GUARDIAN, LONDON INDEPENDENT AND OTHER JOURNALISTIC OUTLETS FUCKED UP
Someone clearly skipped their first year journalism school course Info/Vis course. Lesson one: Wikipedia is not a credible primary resource. Especially not for quotes.
By someone we actually mean a handful of journalists from The Guardian,the London Independent, the BBC Music Magazine website and from some Indian and Australian newspapers.

Maurice Jarre: "When I die there will be a final waltz playing in my head, that only I can hear,” (did not actually say this).
Back in March, Shane Fitzgerald, a student in Dublin, edited the Wiki page of recently deceased French composer Maurice Jarre, adding a cheesy fake quote about how music is life. He did it in the hopes that obituary writers would take the bait.
And did they ever.
“I didn’t expect it to go that far. I expected it to be in blogs and sites, but on mainstream quality papers? I was very surprised about,” he said.
However, the hoax remained undiscovered for weeks until Fitzgerald e-mailed offending newspapers to tell them that they had published an inaccurate quote.

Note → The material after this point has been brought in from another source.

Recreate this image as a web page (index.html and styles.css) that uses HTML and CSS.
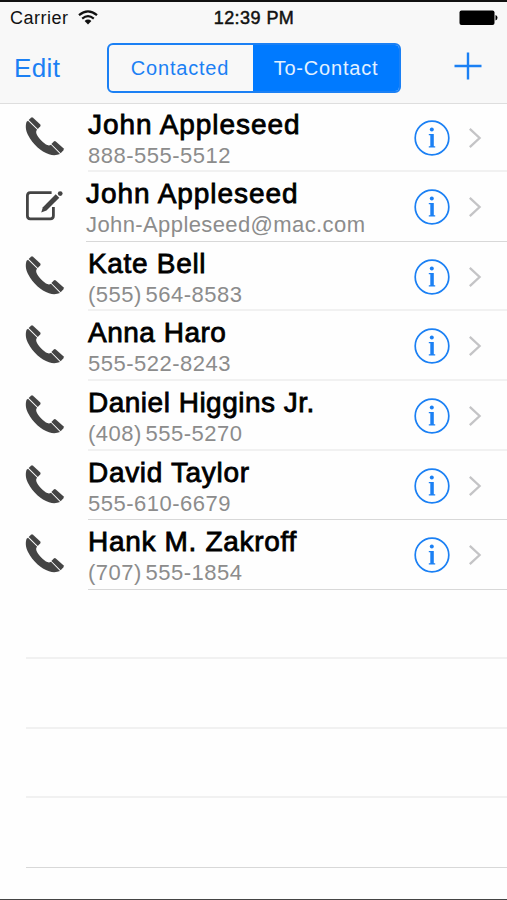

“I don’t think it would have been found out unless I had told them so,” Fitzgerald said yesterday. In recent days the Guardian printed a correction and an article about the hoax.
Some of the publications corrected the error, some places didn’t. Wikipedia took the quote down pretty quickly since it didn’t have a citation.
As a side note, technically the quote can have a citation now from one of the fuck-ups. And that, dear readers, is how you alter truth. Nineteen Eighty-Four, anyone?
Assorted journalists:
YOU FUCKED UP!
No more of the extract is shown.